_TASK DIRECTIONS_: Your answer should be a single number: the count of lines in the material below that hold "styles".

╭─ SUPPLIED MATERIAL

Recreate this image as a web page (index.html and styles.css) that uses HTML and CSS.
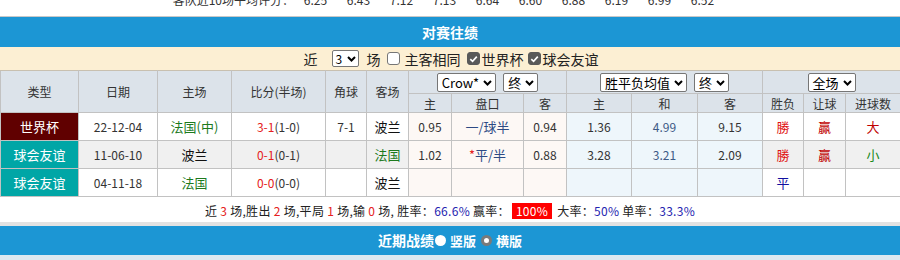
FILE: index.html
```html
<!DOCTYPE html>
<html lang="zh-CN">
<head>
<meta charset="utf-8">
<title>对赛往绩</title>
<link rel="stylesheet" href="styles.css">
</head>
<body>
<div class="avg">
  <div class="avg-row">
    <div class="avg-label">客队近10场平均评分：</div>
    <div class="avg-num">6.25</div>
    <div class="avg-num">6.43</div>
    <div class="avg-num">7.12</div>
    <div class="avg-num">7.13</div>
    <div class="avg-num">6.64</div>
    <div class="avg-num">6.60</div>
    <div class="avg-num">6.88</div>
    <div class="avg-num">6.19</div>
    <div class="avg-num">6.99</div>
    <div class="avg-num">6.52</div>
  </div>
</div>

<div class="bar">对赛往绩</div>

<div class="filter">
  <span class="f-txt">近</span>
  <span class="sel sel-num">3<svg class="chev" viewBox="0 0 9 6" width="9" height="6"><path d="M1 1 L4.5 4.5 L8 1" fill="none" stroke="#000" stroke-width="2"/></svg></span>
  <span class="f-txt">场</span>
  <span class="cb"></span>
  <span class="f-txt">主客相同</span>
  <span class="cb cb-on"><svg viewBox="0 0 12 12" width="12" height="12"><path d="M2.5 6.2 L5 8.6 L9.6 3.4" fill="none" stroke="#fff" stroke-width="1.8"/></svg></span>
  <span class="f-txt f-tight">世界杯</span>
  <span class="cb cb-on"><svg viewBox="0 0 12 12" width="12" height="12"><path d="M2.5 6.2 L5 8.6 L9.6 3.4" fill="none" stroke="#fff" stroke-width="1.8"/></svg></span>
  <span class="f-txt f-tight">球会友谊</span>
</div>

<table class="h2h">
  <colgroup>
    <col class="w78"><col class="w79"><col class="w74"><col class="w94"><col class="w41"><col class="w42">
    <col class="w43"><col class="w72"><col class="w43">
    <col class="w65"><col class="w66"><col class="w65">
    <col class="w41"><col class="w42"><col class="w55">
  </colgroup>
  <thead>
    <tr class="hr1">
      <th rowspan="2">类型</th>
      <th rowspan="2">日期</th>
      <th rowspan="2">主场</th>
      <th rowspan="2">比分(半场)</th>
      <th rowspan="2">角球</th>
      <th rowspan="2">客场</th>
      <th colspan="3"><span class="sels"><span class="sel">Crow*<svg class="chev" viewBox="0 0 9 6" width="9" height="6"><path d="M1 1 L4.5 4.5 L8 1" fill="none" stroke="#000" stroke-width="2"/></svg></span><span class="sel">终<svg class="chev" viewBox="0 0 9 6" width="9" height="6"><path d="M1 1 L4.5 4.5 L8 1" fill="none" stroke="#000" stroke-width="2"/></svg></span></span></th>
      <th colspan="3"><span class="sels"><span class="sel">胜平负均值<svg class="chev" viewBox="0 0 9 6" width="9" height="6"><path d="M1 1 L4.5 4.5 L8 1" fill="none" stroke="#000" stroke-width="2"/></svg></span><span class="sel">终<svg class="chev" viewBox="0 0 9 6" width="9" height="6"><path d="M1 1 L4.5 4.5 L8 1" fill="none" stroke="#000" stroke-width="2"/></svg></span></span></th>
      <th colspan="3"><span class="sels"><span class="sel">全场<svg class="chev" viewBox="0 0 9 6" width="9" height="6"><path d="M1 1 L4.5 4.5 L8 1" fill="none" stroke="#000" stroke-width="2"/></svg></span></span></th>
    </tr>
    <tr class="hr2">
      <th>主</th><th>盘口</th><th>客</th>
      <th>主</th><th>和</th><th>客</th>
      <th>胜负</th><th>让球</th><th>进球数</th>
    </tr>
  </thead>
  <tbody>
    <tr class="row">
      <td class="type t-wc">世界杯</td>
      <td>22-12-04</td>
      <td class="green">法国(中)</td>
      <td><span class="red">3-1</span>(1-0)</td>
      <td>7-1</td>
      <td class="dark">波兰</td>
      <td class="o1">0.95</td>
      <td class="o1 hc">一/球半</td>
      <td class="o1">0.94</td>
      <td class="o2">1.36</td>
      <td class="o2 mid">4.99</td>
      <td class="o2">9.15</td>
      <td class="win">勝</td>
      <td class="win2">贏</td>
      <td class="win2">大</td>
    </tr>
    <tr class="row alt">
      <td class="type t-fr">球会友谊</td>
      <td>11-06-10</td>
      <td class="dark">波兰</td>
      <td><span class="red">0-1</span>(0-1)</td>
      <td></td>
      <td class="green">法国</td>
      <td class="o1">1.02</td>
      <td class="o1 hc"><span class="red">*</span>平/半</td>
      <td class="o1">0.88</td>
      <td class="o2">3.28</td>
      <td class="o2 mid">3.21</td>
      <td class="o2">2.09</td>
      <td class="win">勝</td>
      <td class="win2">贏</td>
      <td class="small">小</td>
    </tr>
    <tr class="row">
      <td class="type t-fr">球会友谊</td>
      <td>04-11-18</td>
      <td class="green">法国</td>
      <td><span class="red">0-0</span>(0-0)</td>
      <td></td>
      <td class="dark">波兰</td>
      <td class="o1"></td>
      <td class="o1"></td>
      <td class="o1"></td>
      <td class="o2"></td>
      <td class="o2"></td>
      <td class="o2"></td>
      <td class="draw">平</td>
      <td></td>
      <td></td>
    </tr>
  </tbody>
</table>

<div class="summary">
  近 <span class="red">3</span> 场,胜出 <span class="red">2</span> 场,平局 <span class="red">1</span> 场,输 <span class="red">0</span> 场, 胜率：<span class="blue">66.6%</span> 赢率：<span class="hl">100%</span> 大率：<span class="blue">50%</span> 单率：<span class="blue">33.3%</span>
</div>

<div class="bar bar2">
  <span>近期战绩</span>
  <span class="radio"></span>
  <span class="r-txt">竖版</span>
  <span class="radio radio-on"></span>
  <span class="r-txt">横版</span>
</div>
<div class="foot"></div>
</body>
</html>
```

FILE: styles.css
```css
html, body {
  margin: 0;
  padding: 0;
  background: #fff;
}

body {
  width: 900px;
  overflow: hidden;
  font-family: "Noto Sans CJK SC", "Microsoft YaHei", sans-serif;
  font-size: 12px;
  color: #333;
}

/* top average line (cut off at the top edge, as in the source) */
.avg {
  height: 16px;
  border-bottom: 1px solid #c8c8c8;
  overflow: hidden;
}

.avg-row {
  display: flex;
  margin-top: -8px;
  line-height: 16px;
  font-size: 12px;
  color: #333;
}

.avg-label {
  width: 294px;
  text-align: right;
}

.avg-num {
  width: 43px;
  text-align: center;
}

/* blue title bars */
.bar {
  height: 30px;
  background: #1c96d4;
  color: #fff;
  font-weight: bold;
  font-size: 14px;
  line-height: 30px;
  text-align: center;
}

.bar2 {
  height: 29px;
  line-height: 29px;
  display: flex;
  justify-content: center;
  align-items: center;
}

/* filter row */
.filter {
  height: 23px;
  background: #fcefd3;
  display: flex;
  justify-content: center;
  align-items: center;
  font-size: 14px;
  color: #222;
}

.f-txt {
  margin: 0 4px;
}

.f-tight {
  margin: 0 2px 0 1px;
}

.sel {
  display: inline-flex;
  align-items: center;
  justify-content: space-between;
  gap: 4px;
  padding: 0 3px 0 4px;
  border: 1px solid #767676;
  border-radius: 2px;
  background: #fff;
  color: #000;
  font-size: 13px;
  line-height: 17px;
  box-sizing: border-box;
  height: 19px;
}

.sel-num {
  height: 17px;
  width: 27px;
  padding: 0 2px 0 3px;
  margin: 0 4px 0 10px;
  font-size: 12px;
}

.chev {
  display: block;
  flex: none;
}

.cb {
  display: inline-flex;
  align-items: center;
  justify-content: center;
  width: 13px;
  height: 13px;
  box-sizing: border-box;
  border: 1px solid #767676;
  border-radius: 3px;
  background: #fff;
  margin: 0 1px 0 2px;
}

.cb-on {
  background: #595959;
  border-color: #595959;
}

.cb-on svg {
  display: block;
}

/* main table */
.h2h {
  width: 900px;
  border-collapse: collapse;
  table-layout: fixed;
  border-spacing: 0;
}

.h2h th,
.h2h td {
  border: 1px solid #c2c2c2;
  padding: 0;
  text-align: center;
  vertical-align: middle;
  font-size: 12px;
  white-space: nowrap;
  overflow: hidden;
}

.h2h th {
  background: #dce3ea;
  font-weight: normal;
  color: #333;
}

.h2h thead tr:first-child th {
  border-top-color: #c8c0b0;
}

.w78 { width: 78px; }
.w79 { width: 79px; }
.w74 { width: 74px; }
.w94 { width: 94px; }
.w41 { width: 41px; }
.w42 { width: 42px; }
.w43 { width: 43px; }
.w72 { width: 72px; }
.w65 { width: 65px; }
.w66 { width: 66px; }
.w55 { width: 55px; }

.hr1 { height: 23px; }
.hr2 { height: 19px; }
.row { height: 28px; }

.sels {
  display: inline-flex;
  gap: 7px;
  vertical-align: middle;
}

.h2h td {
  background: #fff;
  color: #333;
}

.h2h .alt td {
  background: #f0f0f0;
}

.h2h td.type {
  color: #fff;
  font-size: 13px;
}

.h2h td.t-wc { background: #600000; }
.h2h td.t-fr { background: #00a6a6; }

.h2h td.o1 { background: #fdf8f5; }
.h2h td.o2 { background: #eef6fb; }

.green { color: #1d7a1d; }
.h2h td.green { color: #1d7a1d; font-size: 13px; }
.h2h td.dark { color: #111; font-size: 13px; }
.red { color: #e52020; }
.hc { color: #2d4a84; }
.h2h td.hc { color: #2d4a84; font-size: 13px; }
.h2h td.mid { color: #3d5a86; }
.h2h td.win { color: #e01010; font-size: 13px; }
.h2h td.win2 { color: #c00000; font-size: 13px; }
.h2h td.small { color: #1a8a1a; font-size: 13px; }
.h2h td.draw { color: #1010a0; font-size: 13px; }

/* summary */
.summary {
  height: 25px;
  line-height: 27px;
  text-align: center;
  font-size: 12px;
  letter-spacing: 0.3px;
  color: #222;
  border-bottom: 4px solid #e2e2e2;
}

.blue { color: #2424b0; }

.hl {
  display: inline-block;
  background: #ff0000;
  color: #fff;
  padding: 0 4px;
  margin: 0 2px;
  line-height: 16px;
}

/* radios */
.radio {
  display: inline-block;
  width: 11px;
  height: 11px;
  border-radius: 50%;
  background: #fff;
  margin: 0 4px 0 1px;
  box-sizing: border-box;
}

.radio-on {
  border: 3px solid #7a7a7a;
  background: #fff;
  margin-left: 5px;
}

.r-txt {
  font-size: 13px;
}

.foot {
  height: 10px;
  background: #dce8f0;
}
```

╰─

_RESULT OF THE EXERCISE_: 3